**SUPPLIED INFORMATION**
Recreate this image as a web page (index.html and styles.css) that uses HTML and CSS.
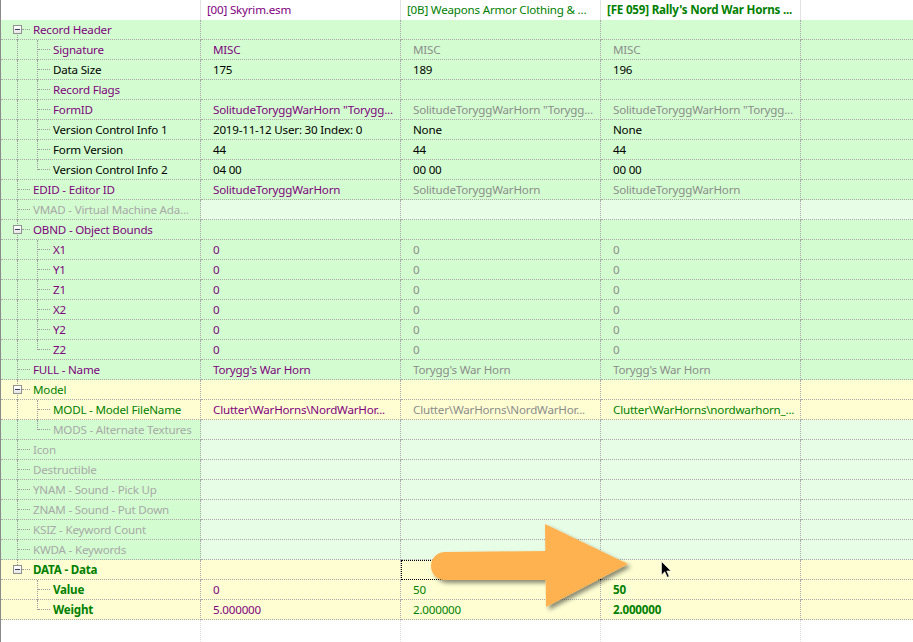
FILE: index.html
```html
<!DOCTYPE html>
<html>
<head>
<meta charset="utf-8">
<link rel="stylesheet" href="styles.css">
</head>
<body>
<div class="grid">
  <div class="row h">
    <div class="c"></div>
    <div class="c p">[00] Skyrim.esm</div>
    <div class="c gn">[0B] Weapons Armor Clothing &amp; ...</div>
    <div class="c gn b">[FE 059] Rally's Nord War Horns ...</div>
    <div class="c"></div>
  </div>

  <div class="row g">
    <div class="c t"><span class="i bf"><i class="box"></i></span><span class="l p">Record Header</span></div>
    <div class="c"></div><div class="c"></div><div class="c"></div><div class="c"></div>
  </div>
  <div class="row g">
    <div class="c t"><span class="i pipe"></span><span class="i tee"></span><span class="l p">Signature</span></div>
    <div class="c p">MISC</div><div class="c gr">MISC</div><div class="c gr">MISC</div><div class="c"></div>
  </div>
  <div class="row g">
    <div class="c t"><span class="i pipe"></span><span class="i tee"></span><span class="l k">Data Size</span></div>
    <div class="c k">175</div><div class="c k">189</div><div class="c k">196</div><div class="c"></div>
  </div>
  <div class="row g">
    <div class="c t"><span class="i pipe"></span><span class="i tee"></span><span class="l p">Record Flags</span></div>
    <div class="c"></div><div class="c"></div><div class="c"></div><div class="c"></div>
  </div>
  <div class="row g">
    <div class="c t"><span class="i pipe"></span><span class="i tee"></span><span class="l p">FormID</span></div>
    <div class="c p">SolitudeToryggWarHorn "Torygg...</div><div class="c gr">SolitudeToryggWarHorn "Torygg...</div><div class="c gr">SolitudeToryggWarHorn "Torygg...</div><div class="c"></div>
  </div>
  <div class="row g">
    <div class="c t"><span class="i pipe"></span><span class="i tee"></span><span class="l k">Version Control Info 1</span></div>
    <div class="c k">2019-11-12 User: 30 Index: 0</div><div class="c k">None</div><div class="c k">None</div><div class="c"></div>
  </div>
  <div class="row g">
    <div class="c t"><span class="i pipe"></span><span class="i tee"></span><span class="l k">Form Version</span></div>
    <div class="c k">44</div><div class="c k">44</div><div class="c k">44</div><div class="c"></div>
  </div>
  <div class="row g">
    <div class="c t"><span class="i pipe"></span><span class="i ell"></span><span class="l k">Version Control Info 2</span></div>
    <div class="c k">04 00</div><div class="c k">00 00</div><div class="c k">00 00</div><div class="c"></div>
  </div>
  <div class="row g">
    <div class="c t"><span class="i tee"></span><span class="l p">EDID - Editor ID</span></div>
    <div class="c p">SolitudeToryggWarHorn</div><div class="c gr">SolitudeToryggWarHorn</div><div class="c gr">SolitudeToryggWarHorn</div><div class="c"></div>
  </div>
  <div class="row g">
    <div class="c t"><span class="i tee"></span><span class="l dis">VMAD - Virtual Machine Ada...</span></div>
    <div class="c lt"></div><div class="c lt"></div><div class="c lt"></div><div class="c lt"></div>
  </div>
  <div class="row g">
    <div class="c t"><span class="i bm"><i class="box"></i></span><span class="l p">OBND - Object Bounds</span></div>
    <div class="c"></div><div class="c"></div><div class="c"></div><div class="c"></div>
  </div>
  <div class="row g">
    <div class="c t"><span class="i pipe"></span><span class="i tee"></span><span class="l p">X1</span></div>
    <div class="c p">0</div><div class="c gr">0</div><div class="c gr">0</div><div class="c"></div>
  </div>
  <div class="row g">
    <div class="c t"><span class="i pipe"></span><span class="i tee"></span><span class="l p">Y1</span></div>
    <div class="c p">0</div><div class="c gr">0</div><div class="c gr">0</div><div class="c"></div>
  </div>
  <div class="row g">
    <div class="c t"><span class="i pipe"></span><span class="i tee"></span><span class="l p">Z1</span></div>
    <div class="c p">0</div><div class="c gr">0</div><div class="c gr">0</div><div class="c"></div>
  </div>
  <div class="row g">
    <div class="c t"><span class="i pipe"></span><span class="i tee"></span><span class="l p">X2</span></div>
    <div class="c p">0</div><div class="c gr">0</div><div class="c gr">0</div><div class="c"></div>
  </div>
  <div class="row g">
    <div class="c t"><span class="i pipe"></span><span class="i tee"></span><span class="l p">Y2</span></div>
    <div class="c p">0</div><div class="c gr">0</div><div class="c gr">0</div><div class="c"></div>
  </div>
  <div class="row g">
    <div class="c t"><span class="i pipe"></span><span class="i ell"></span><span class="l p">Z2</span></div>
    <div class="c p">0</div><div class="c gr">0</div><div class="c gr">0</div><div class="c"></div>
  </div>
  <div class="row g">
    <div class="c t"><span class="i tee"></span><span class="l p">FULL - Name</span></div>
    <div class="c p">Torygg's War Horn</div><div class="c gr">Torygg's War Horn</div><div class="c gr">Torygg's War Horn</div><div class="c"></div>
  </div>
  <div class="row y">
    <div class="c t"><span class="i bm"><i class="box"></i></span><span class="l gn">Model</span></div>
    <div class="c"></div><div class="c"></div><div class="c"></div><div class="c"></div>
  </div>
  <div class="row y">
    <div class="c t"><span class="i pipe"></span><span class="i tee"></span><span class="l gn">MODL - Model FileName</span></div>
    <div class="c p">Clutter\WarHorns\NordWarHor...</div><div class="c gr">Clutter\WarHorns\NordWarHor...</div><div class="c gn">Clutter\WarHorns\nordwarhorn_...</div><div class="c"></div>
  </div>
  <div class="row g">
    <div class="c t"><span class="i pipe"></span><span class="i ell"></span><span class="l dis">MODS - Alternate Textures</span></div>
    <div class="c lt"></div><div class="c lt"></div><div class="c lt"></div><div class="c lt"></div>
  </div>
  <div class="row g">
    <div class="c t"><span class="i tee"></span><span class="l dis">Icon</span></div>
    <div class="c lt"></div><div class="c lt"></div><div class="c lt"></div><div class="c lt"></div>
  </div>
  <div class="row g">
    <div class="c t"><span class="i tee"></span><span class="l dis">Destructible</span></div>
    <div class="c lt"></div><div class="c lt"></div><div class="c lt"></div><div class="c lt"></div>
  </div>
  <div class="row g">
    <div class="c t"><span class="i tee"></span><span class="l dis">YNAM - Sound - Pick Up</span></div>
    <div class="c lt"></div><div class="c lt"></div><div class="c lt"></div><div class="c lt"></div>
  </div>
  <div class="row g">
    <div class="c t"><span class="i tee"></span><span class="l dis">ZNAM - Sound - Put Down</span></div>
    <div class="c lt"></div><div class="c lt"></div><div class="c lt"></div><div class="c lt"></div>
  </div>
  <div class="row g">
    <div class="c t"><span class="i tee"></span><span class="l dis">KSIZ - Keyword Count</span></div>
    <div class="c lt"></div><div class="c lt"></div><div class="c lt"></div><div class="c lt"></div>
  </div>
  <div class="row g">
    <div class="c t"><span class="i tee"></span><span class="l dis">KWDA - Keywords</span></div>
    <div class="c lt"></div><div class="c lt"></div><div class="c lt"></div><div class="c lt"></div>
  </div>
  <div class="row y">
    <div class="c t"><span class="i bl"><i class="box"></i></span><span class="l gn b">DATA - Data</span></div>
    <div class="c"></div><div class="c focus"></div><div class="c"></div><div class="c"></div>
  </div>
  <div class="row y">
    <div class="c t"><span class="i"></span><span class="i tee"></span><span class="l gn b">Value</span></div>
    <div class="c p">0</div><div class="c gn">50</div><div class="c gn b">50</div><div class="c"></div>
  </div>
  <div class="row y">
    <div class="c t"><span class="i"></span><span class="i ell"></span><span class="l gn b">Weight</span></div>
    <div class="c p">5.000000</div><div class="c gn">2.000000</div><div class="c gn b">2.000000</div><div class="c"></div>
  </div>

  <div class="row fill">
    <div class="c"></div><div class="c"></div><div class="c"></div><div class="c"></div><div class="c"></div>
  </div>

  <svg class="arrow" width="230" height="110" viewBox="420 510 230 110">
    <defs>
      <filter id="sh" x="-20%" y="-20%" width="140%" height="140%">
        <feDropShadow dx="3" dy="3" stdDeviation="2" flood-color="#000" flood-opacity="0.45"/>
      </filter>
    </defs>
    <g filter="url(#sh)" fill="#ffb24f">
      <path d="M445 552 L550 551 L550 580 L445 580 A14 14 0 0 1 445 552 Z"/>
      <polygon points="545,524 628,564 546,607"/>
    </g>
  </svg>
  <svg class="cursor" width="12" height="18" viewBox="0 0 12 18">
    <path d="M0.5 0.5 L0.5 14 L3.8 10.8 L6.3 16.3 L8.2 15.4 L5.8 10 L10 10 Z" fill="#000" stroke="#fff" stroke-width="0.6"/>
  </svg>
</div>
</body>
</html>
```

FILE: styles.css
```css
html, body {
  margin: 0;
  padding: 0;
  background: #ffffff;
}

body {
  font-family: "Noto Sans", "Open Sans", sans-serif;
  font-size: 11.6px;
  letter-spacing: -0.2px;
  color: #000;
}

.grid {
  position: relative;
  display: flex;
  flex-direction: column;
  min-height: 100vh;
  border-left: 1px solid #8a8a8a;
  box-sizing: border-box;
  overflow: hidden;
}

.row {
  display: grid;
  grid-template-columns: 200px 200px 200px 200px 1fr;
  height: 20px;
  flex: none;
}

.c {
  box-sizing: border-box;
  height: 20px;
  padding-left: 12px;
  line-height: 19px;
  border-right: 1px dotted #a9a9a9;
  border-bottom: 1px dotted #a9a9a9;
  white-space: nowrap;
  overflow: hidden;
}

.c:last-child {
  border-right: 0;
}

.h .c {
  border-bottom: 0;
  border-right: 1px solid #e2e2e2;
  padding-left: 6px;
  line-height: 20px;
}

.h .c:last-child {
  border-right: 0;
}

.fill {
  flex: 1;
  height: auto;
}

.fill .c {
  height: auto;
  border-bottom: 0;
  border-right: 1px dotted #dcdcdc;
}

.fill .c:last-child {
  border-right: 0;
}

.g { background: #d3fdd0; }
.y { background: #fefed2; }
.g .lt, .y .lt { background: #e8fde6; }

.p { color: #800080; }
.k { color: #000000; }
.gr { color: #8c8c8c; }
.dis { color: #a8a8a8; }
.gn { color: #008000; }
.b { font-weight: 700; }

.t {
  display: flex;
  padding-left: 5px;
  overflow: visible;
}

.i {
  position: relative;
  flex: none;
  width: 20px;
  height: 19px;
}

.l {
  margin-left: 7px;
}

.pipe::before,
.tee::before,
.ell::before,
.bf::before,
.bm::before,
.bl::before {
  content: "";
  position: absolute;
  left: 11px;
  top: 0;
  bottom: -1px;
  border-left: 1px dotted #9c9c9c;
}

.ell::before { bottom: auto; height: 10px; }
.bf::before { top: 13px; }
.bl::before { bottom: auto; height: 5px; }

.tee::after,
.ell::after {
  content: "";
  position: absolute;
  left: 12px;
  top: 9px;
  width: 12px;
  border-top: 1px dotted #9c9c9c;
}

.bf::after,
.bm::after,
.bl::after {
  content: "";
  position: absolute;
  left: 16px;
  top: 9px;
  width: 8px;
  border-top: 1px dotted #9c9c9c;
}

.box {
  position: absolute;
  left: 7px;
  top: 5px;
  width: 9px;
  height: 9px;
  box-sizing: border-box;
  border: 1px solid #919191;
  background: linear-gradient(#ffffff, #e6e6e6);
  z-index: 1;
}

.box::after {
  content: "";
  position: absolute;
  left: 1px;
  top: 3px;
  width: 5px;
  height: 1px;
  background: #3c3c5a;
}

.focus {
  outline: 1px dotted #000;
  outline-offset: -1px;
}

.arrow {
  position: absolute;
  left: 419px;
  top: 510px;
}

.cursor {
  position: absolute;
  left: 660px;
  top: 561px;
}
```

**GIVEN INSTRUCTION**
Scan the material above. Copy each line where "styles" occurs.

**RESPONSE TO THIS EXERCISE**
Recreate this image as a web page (index.html and styles.css) that uses HTML and CSS.
<link rel="stylesheet" href="styles.css">
FILE: styles.css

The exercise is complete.